Thursday, March 06, 2008

Unresolved Anger

An Article by Ramesh Gupta

It is a good exercise to try to not react with anger to the reaction of others. It is good to know that our anger is produced in our mind as a reaction to the immature responses of others who unknowingly, keep insulting and disrespecting us because they have not matured enough in their lives. They are like 3 years old immature children who do not have tolerance of stress and they do what they desire and they say what ever comes to their minds.

This was the way our illness started in our mind because the others did not care for our feelings when we were exposed to a loss of self-esteem. We were neglected or angered by the anger of our immature parents or stressed or sick parents who could not continue to love us for a little longer time so that we will completely mature in our nurturing.

Emotional illnesses are illnesses of anger reaction to our surroundings or the people who surround us in our lives. They keep producing anger in us until we ourselves mature to a complete maturity. The love we need for our own completion of maturity and resolving our emotional illness, we should do that by our compassion for immature adults around us who behave like children and keep insulting us by their immature actions.

Generally in our life two immature people have anger issues and a person who is more matured should act a little more grown up and forgive the other for their anger.

The God and spirituality can helps in our life to complete our maturity, as can do good thoughts and a good conduct in our lives.

In summery, if some one ruffles your feathers treat him or her as 3 years old who lack completion of his or her maturity and spare yourself for raising your own anger.

Whenever we anger, we should know that we need maturity our selves, unless our anger has a meaning in the lives of others.

Some times the people in our lives know many different but wrong, ways to get our attention, just like a 3 years old child. For a child we do not get so upset as we do for an adult. It is a child who transfers his or her anger by saying, "I hate you," and we just smile and do not take it seriously. We should try to understand this. You will be surprised how many words can make us angry in our lives.

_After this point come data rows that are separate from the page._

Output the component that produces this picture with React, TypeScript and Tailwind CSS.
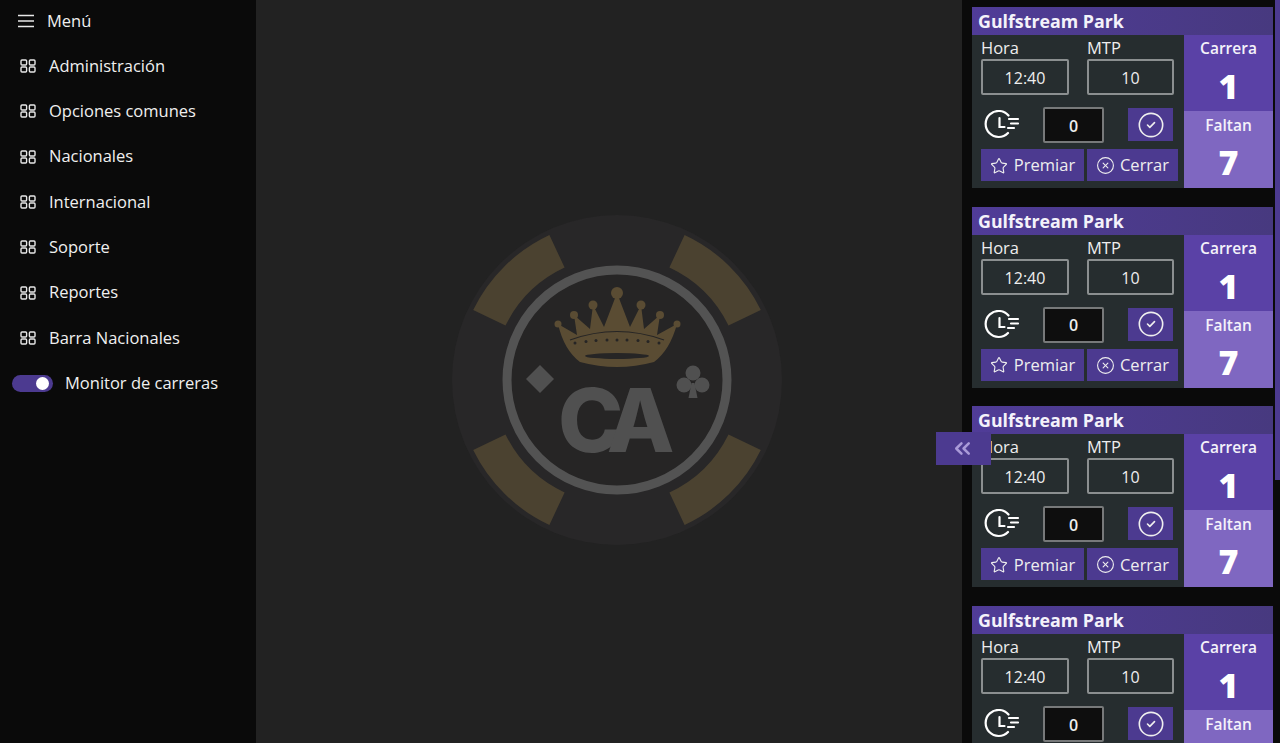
import { ChevronsLeft, CircleCheck, CircleX, Star } from 'lucide-react'

const menuItems = ['Administración', 'Opciones comunes', 'Nacionales', 'Internacional', 'Soporte', 'Reportes', 'Barra Nacionales']

function ClockLines() {
  return (
    <svg width="36" height="30" viewBox="0 0 36 30" fill="none" stroke="#fff" strokeWidth="2.2" strokeLinecap="round">
      <path d="M24.500 5.500A13 13 0 1 0 24 23" />
      <path d="M15.500 8v9h5" />
      <path d="M25 9h9M27 13.500h7M24 18h6" />
    </svg>
  )
}

function GridIcon() {
  return (
    <svg width="16" height="14" viewBox="0 0 16 14" fill="none" stroke="#e8e8e8" strokeWidth="1.4">
      <rect x="1" y="1" width="5.6" height="5" rx="1" />
      <rect x="9.4" y="1" width="5.6" height="5" rx="1" />
      <rect x="1" y="8" width="5.6" height="5" rx="1" />
      <rect x="9.4" y="8" width="5.6" height="5" rx="1" />
    </svg>
  )
}

function MenuIcon() {
  return (
    <svg width="16" height="14" viewBox="0 0 16 14" fill="none" stroke="#e8e8e8" strokeWidth="1.4">
      <path d="M0 1.500h16M0 7h16M0 12.500h16" />
    </svg>
  )
}

// gold wedge of the chip, angles measured from the top
function wedge(a1: number, a2: number) {
  const pt = (r: number, a: number) => {
    const t = (a * Math.PI) / 180
    return `${(165 + r * Math.sin(t)).toFixed(1)} ${(165 - r * Math.cos(t)).toFixed(1)}`
  }
  return `M${pt(160, a1)}A160 160 0 0 1 ${pt(160, a2)}L${pt(124, a2)}A124 124 0 0 0 ${pt(124, a1)}Z`
}

function ChipLogo() {
  return (
    <svg width="330" height="330" viewBox="0 0 330 330">
      <circle cx="165" cy="165" r="165" fill="#282728" />
      {[25, 116, 205, 296].map((a) => (
        <path key={a} d={wedge(a, a + 39)} fill="#4b4230" />
      ))}
      <circle cx="165" cy="165" r="110" fill="#262525" stroke="#535353" strokeWidth="9" />
      <g fill="#5a4c33">
        <path d="M106 109Q112 135 128 147Q165 157 202 147Q218 135 225 109L205 120L208 100L192 114L189 90L178 112L165 78L152 112L141 90L138 114L122 100L125 120Z" />
        <circle cx="165" cy="78" r="6" />
        <circle cx="141" cy="90" r="4.5" />
        <circle cx="189" cy="90" r="4.5" />
        <circle cx="122" cy="100" r="4" />
        <circle cx="208" cy="100" r="4" />
        <circle cx="106" cy="109" r="3.5" />
        <circle cx="225" cy="109" r="3.5" />
      </g>
      <path d="M118 125Q165 108 212 125" fill="none" stroke="#262525" strokeWidth="1.2" />
      <g fill="#262525">
        <ellipse cx="165" cy="141" rx="32" ry="3" />
        {[123, 134, 144, 155, 165, 175, 186, 196, 207].map((x, i) => (
          <circle key={x} cx={x} cy={128 - [0, 1.5, 2.5, 3, 3, 3, 2.5, 1.5, 0][i]} r="1.5" />
        ))}
      </g>
      <path d="M88 150L102 164L88 178L74 164Z" fill="#505050" />
      <g fill="#505050">
        <circle cx="241" cy="158" r="7.5" />
        <circle cx="232" cy="170" r="7.5" />
        <circle cx="250" cy="170" r="7.5" />
        <path d="M239.500 168h3l3 15h-9z" />
      </g>
      <text x="106" y="237" fontFamily="Inter, sans-serif" fontWeight="800" fontSize="88" letterSpacing="-14" fill="#505050">
        CA
      </text>
    </svg>
  )
}

function RaceCard({ cut = false }: { cut?: boolean }) {
  return (
    <div className="w-[301px] shrink-0">
      <div className="h-[28px] bg-linear-to-r from-[#503c98] to-[#47397f] pl-[6px] text-[17.800px] leading-[28px] font-bold text-[#f4f2fa]">Gulfstream Park</div>
      <div className="flex h-[153px]">
        <div className="w-[212px] bg-[#262d2f] pl-[9px] pt-[3px] font-medium text-[#eeeeee]">
          <div className="flex gap-[18px]">
            <div className="w-[88px]">
              <div className="text-[16.500px] leading-[20px]">Hora</div>
              <div className="mt-[1px] flex h-[36px] items-center justify-center rounded-[2px] border-2 border-[#8b8f90] pt-[2px] text-[16px]">12:40</div>
            </div>
            <div className="w-[87px]">
              <div className="text-[16.500px] leading-[20px]">MTP</div>
              <div className="mt-[1px] flex h-[36px] items-center justify-center rounded-[2px] border-2 border-[#8b8f90] pt-[2px] text-[16px]">10</div>
            </div>
          </div>
          <div className="mt-[12px] flex h-[36px] items-center pl-[3px]">
            <ClockLines />
            <div className="ml-[23px] flex h-[36px] w-[61px] items-center justify-center rounded-[2px] border-2 border-[#77797a] bg-[#0e0e0e] pt-[1px] text-[16px] font-semibold">0</div>
            <div className="ml-[24px] mt-[1px] flex h-[33px] w-[45px] items-center justify-center self-start bg-[#4c3a90]">
              <CircleCheck size={28} strokeWidth={1.4} />
            </div>
          </div>
          {!cut && (
            <div className="mt-[6px] flex gap-[3px] text-[16.500px]">
              <div className="flex h-[32px] w-[103px] items-center justify-center gap-[6px] bg-[#4c3a90] pt-[1px]">
                <Star size={18} strokeWidth={1.5} />
                Premiar
              </div>
              <div className="flex h-[32px] w-[91px] items-center justify-center gap-[5px] bg-[#4c3a90] pt-[1px]">
                <CircleX size={19} strokeWidth={1.4} />
                Cerrar
              </div>
            </div>
          )}
        </div>
        <div className="flex w-[89px] flex-col text-center text-[#f4f2fa]">
          <div className="h-[76px] bg-[#5a41a6] pt-[3px]">
            <div className="text-[15.500px] leading-[20px] font-semibold">Carrera</div>
            <div className="mt-[5px] text-[34px] leading-[46px] font-extrabold text-white">1</div>
          </div>
          <div className="h-[77px] bg-[#7f67c1] pt-[4px]">
            <div className="text-[15.500px] leading-[20px] font-semibold">Faltan</div>
            {!cut && <div className="mt-[4px] text-[34px] leading-[46px] font-extrabold text-white">7</div>}
          </div>
        </div>
      </div>
    </div>
  )
}

export default function App() {
  return (
    <div className="relative flex h-[743px] w-[1280px] overflow-hidden bg-[#222222] font-['Open_Sans','Noto_Sans',sans-serif] text-white">
      {/* Sidebar */}
      <nav className="w-[256px] shrink-0 bg-[#0a0a0a] pt-[9px] text-[16.500px] font-medium text-[#f0f0f0]">
        <div className="flex h-[24px] items-center pl-[18px]">
          <MenuIcon />
          <span className="ml-[13px]">Menú</span>
        </div>
        <div className="mt-[10px]">
          {menuItems.map((item) => (
            <div key={item} className="flex h-[45.3px] items-center pl-[20px] pt-[1px]">
              <GridIcon />
              <span className="ml-[13px]">{item}</span>
            </div>
          ))}
          <div className="flex h-[45.3px] items-center pl-[12px] pt-[1px]">
            <div className="flex h-[17px] w-[41px] items-center justify-end rounded-full bg-[#4c3a90] pr-[4px]">
              <div className="h-[13px] w-[13px] rounded-full bg-white" />
            </div>
            <span className="ml-[12px]">Monitor de carreras</span>
          </div>
        </div>
      </nav>

      {/* Logo */}
      <main className="flex flex-1 items-center justify-center pl-[16px] pt-[17px]">
        <ChipLogo />
      </main>

      {/* Race cards */}
      <aside className="flex h-[743px] w-[318px] shrink-0 bg-[#0a0a0a]">
        <div className="flex flex-1 flex-col gap-[18.7px] overflow-hidden pl-[10px] pt-[7px]">
          <RaceCard />
          <RaceCard />
          <RaceCard />
          <RaceCard cut />
        </div>
        <div className="w-[5px] shrink-0">
          <div className="h-[480px] bg-[#4c3a90]" />
        </div>
      </aside>

      {/* Collapse button */}
      <div className="absolute left-[936px] top-[432px] flex h-[33px] w-[55px] items-center justify-center bg-[#4c3a90] pr-[3px]">
        <ChevronsLeft size={25} strokeWidth={2.4} className="text-[#a99ad8]" />
      </div>
    </div>
  )
}
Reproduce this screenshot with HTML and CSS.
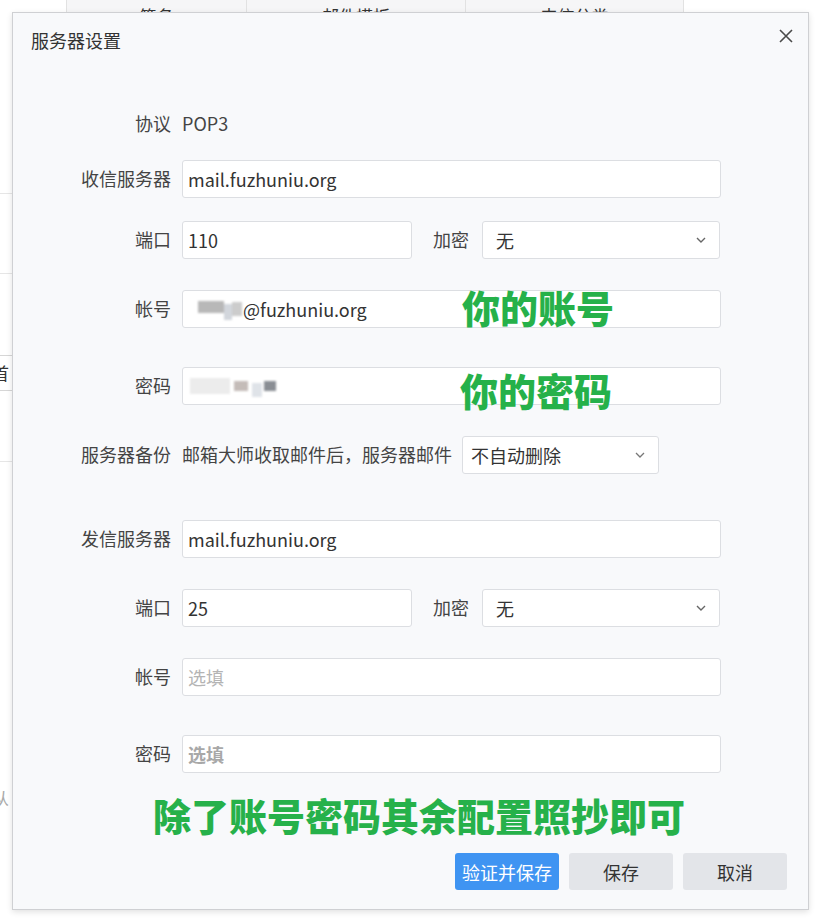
FILE: index.html
```html
<!DOCTYPE html>
<html lang="zh-CN">
<head>
<meta charset="utf-8">
<title>服务器设置</title>
<link rel="stylesheet" href="styles.css">
</head>
<body>
<div class="page">
  <div class="side">
    <div class="side-line sl1"></div>
    <div class="side-line sl2"></div>
    <div class="side-box">首</div>
    <div class="side-line sl3"></div>
    <div class="side-text">从</div>
  </div>
  <div class="main">
    <div class="tabs">
      <div class="tab tab1">签名</div>
      <div class="tab tab2">邮件模板</div>
      <div class="tab tab3">来信分类</div>
    </div>
  </div>
</div>

<div class="dialog">
  <div class="dlg-head">
    <span class="dlg-title">服务器设置</span>
    <span class="close"><svg width="16" height="16" viewBox="0 0 16 16"><path d="M2 2 L14 14 M14 2 L2 14" stroke="#4a4a4a" stroke-width="1.6" fill="none"/></svg></span>
  </div>

  <div class="form">
    <div class="row">
      <span class="lbl">协议</span><span class="val">POP3</span>
    </div>
    <div class="row mt17">
      <span class="lbl">收信服务器</span><div class="input full">mail.fuzhuniu.org</div>
    </div>
    <div class="row mt23">
      <span class="lbl">端口</span><div class="input port">110</div>
      <span class="lbl2">加密</span>
      <div class="select enc"><span>无</span><svg class="chev" width="10" height="6" viewBox="0 0 10 6"><path d="M1 1 L5 5 L9 1" stroke="#666" stroke-width="1.4" fill="none"/></svg></div>
    </div>
    <div class="row mt31">
      <span class="lbl">帐号</span>
      <div class="input full"><span class="mosaic m-acc"><i class="b1"></i><i class="b2"></i><i class="b3"></i></span>@fuzhuniu.org</div>
    </div>
    <div class="row mt39">
      <span class="lbl">密码</span>
      <div class="input full"><span class="mosaic m-pwd"><i class="p1"></i><i class="p2"></i><i class="p3"></i><i class="p4"></i></span></div>
    </div>
    <div class="row mt31">
      <span class="lbl">服务器备份</span><span class="val">邮箱大师收取邮件后，服务器邮件</span>
      <div class="select bak"><span>不自动删除</span><svg class="chev" width="10" height="6" viewBox="0 0 10 6"><path d="M1 1 L5 5 L9 1" stroke="#777" stroke-width="1.3" fill="none"/></svg></div>
    </div>
    <div class="row mt46">
      <span class="lbl">发信服务器</span><div class="input full">mail.fuzhuniu.org</div>
    </div>
    <div class="row mt31">
      <span class="lbl">端口</span><div class="input port">25</div>
      <span class="lbl2">加密</span>
      <div class="select enc"><span>无</span><svg class="chev" width="10" height="6" viewBox="0 0 10 6"><path d="M1 1 L5 5 L9 1" stroke="#666" stroke-width="1.4" fill="none"/></svg></div>
    </div>
    <div class="row mt31">
      <span class="lbl">帐号</span><div class="input full ph">选填</div>
    </div>
    <div class="row mt39">
      <span class="lbl">密码</span><div class="input full ph ph-bold">选填</div>
    </div>
  </div>

  <div class="footer">
    <button class="btn primary">验证并保存</button>
    <button class="btn">保存</button>
    <button class="btn">取消</button>
  </div>

  <div class="note note-acc">你的账号</div>
  <div class="note note-pwd">你的密码</div>
  <div class="note note-all">除了账号密码其余配置照抄即可</div>
</div>
</body>
</html>
```

FILE: styles.css
```css
* { box-sizing: border-box; }
html, body {
  margin: 0;
  padding: 0;
  background: #ffffff;
  width: 821px;
  height: 922px;
  overflow: hidden;
  font-family: "Noto Sans CJK SC", "Noto Sans", sans-serif;
  color: #333;
}

/* background page */
.page {
  display: flex;
  height: 922px;
}
.side {
  width: 66px;
  display: flex;
  flex-direction: column;
}
.side-line {
  height: 1px;
  background: #e6e6e6;
}
.sl1 { margin-top: 193px; }
.sl2 { margin-top: 79px; }
.side-box {
  margin-top: 81px;
  height: 36px;
  width: 40px;
  margin-left: -20px;
  border: 1px solid #d6d6d6;
  background: #fff;
  font-size: 17px;
  line-height: 34px;
  text-align: right;
  padding-right: 10px;
  color: #333;
}
.sl3 { margin-top: 70px; }
.side-text {
  margin-top: 323px;
  margin-left: -8px;
  font-size: 17px;
  color: #aaa;
}
.main { flex: 1; }
.tabs {
  display: flex;
  height: 40px;
}
.tab {
  background: #f6f6f7;
  border-right: 1px solid #e2e2e2;
  text-align: center;
  font-size: 17px;
  line-height: 32px;
  color: #333;
}
.tab1 { width: 181px; border-left: 1px solid #e2e2e2; }
.tab2 { width: 219px; }
.tab3 { width: 218px; }

/* dialog */
.dialog {
  position: absolute;
  left: 12px;
  top: 12px;
  width: 797px;
  height: 898px;
  background: #f8f9fb;
  border: 1px solid #cfd0d3;
  box-shadow: 0 2px 6px rgba(0, 0, 0, 0.12);
  display: flex;
  flex-direction: column;
}
.dlg-head {
  display: flex;
  justify-content: space-between;
  align-items: flex-start;
  padding: 14px 14px 0 18px;
  height: 39px;
}
.dlg-title {
  font-size: 18px;
  line-height: 26px;
  color: #333;
}
.close {
  margin-top: 1px;
  width: 16px;
  height: 16px;
  display: block;
}
.close svg { display: block; }

.form {
  display: flex;
  flex-direction: column;
  padding-top: 53px;
}
.row {
  display: flex;
  align-items: center;
  height: 38px;
  font-size: 18px;
}
.row > .lbl, .row > .val, .row > .lbl2 { position: relative; top: -1px; }
.mt17 { margin-top: 17px; }
.mt23 { margin-top: 23px; }
.mt31 { margin-top: 31px; }
.mt39 { margin-top: 39px; }
.mt46 { margin-top: 46px; }

.lbl {
  width: 158px;
  text-align: right;
  margin-right: 11px;
  color: #444;
  white-space: nowrap;
}
.lbl2 {
  margin-left: 21px;
  margin-right: 13px;
  color: #444;
  white-space: nowrap;
}
.val {
  color: #444;
  white-space: nowrap;
}
.input {
  height: 38px;
  background: #fff;
  border: 1px solid #dcdee2;
  border-radius: 3px;
  padding-left: 5px;
  line-height: 35px;
  color: #333;
  display: flex;
  align-items: center;
  white-space: nowrap;
}
.full { width: 539px; }
.port { width: 230px; }
.ph { color: #b4b4b4; }
.ph-bold { color: #a8a8a8; font-weight: 700; }

.select {
  height: 38px;
  background: #fff;
  border: 1px solid #dcdee2;
  border-radius: 3px;
  display: flex;
  align-items: center;
  justify-content: space-between;
  color: #333;
}
.enc {
  width: 238px;
  padding: 0 13px 0 13px;
}
.bak {
  width: 197px;
  margin-left: 10px;
  padding: 0 13px 0 8px;
}
.chev { display: block; }

/* blurred/mosaic parts */
.mosaic {
  display: inline-flex;
  align-items: center;
  filter: blur(1.2px);
}
.mosaic i { display: block; }
.m-acc { margin-left: 10px; margin-right: 1px; }
.m-acc .b1 { width: 26px; height: 12px; background: #b8b8b8; margin-top: -4px; }
.m-acc .b2 { width: 8px; height: 16px; background: #d2d6dc; margin-top: 6px; }
.m-acc .b3 { width: 10px; height: 14px; background: #9a9a9a; opacity: .5; }
.m-pwd { margin-left: 2px; }
.m-pwd .p1 { width: 40px; height: 16px; background: #ececec; }
.m-pwd .p2 { width: 14px; height: 10px; background: #c4bcb8; margin-left: 4px; }
.m-pwd .p3 { width: 10px; height: 14px; background: #dfe3e8; margin-left: 4px; margin-top: 8px; }
.m-pwd .p4 { width: 12px; height: 10px; background: #8a8e94; margin-left: 2px; }

.footer {
  display: flex;
  justify-content: flex-end;
  gap: 10px;
  margin-top: 80px;
  padding-right: 21px;
}
.btn {
  width: 104px;
  height: 37px;
  border: none;
  border-radius: 3px;
  background: #e3e5e9;
  color: #333;
  font-family: "Noto Sans CJK SC", "Noto Sans", sans-serif;
  font-size: 18px;
  padding: 0;
}
.primary {
  background: #3f94f2;
  color: #fff;
}

/* green annotations overlaid on the screenshot */
.note {
  position: absolute;
  color: #26b14a;
  font-weight: 900;
  font-size: 38px;
  line-height: 38px;
  white-space: nowrap;
}
.note-acc { left: 449px; top: 275px; }
.note-pwd { left: 447px; top: 358px; }
.note-all { left: 140px; top: 783px; }
```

Anger reaction is a reflex action, but we do have a little time to stop it by keeping all this in our mind. More we stop the anger before it explodes, better it will get in time. A time will come when a modified reaction will take place without exercising the step to analyze the anger.

Many people do not grow up in their lives and remain childlike. We should learn to treat them as children and then we will not react with anger. Please practice this.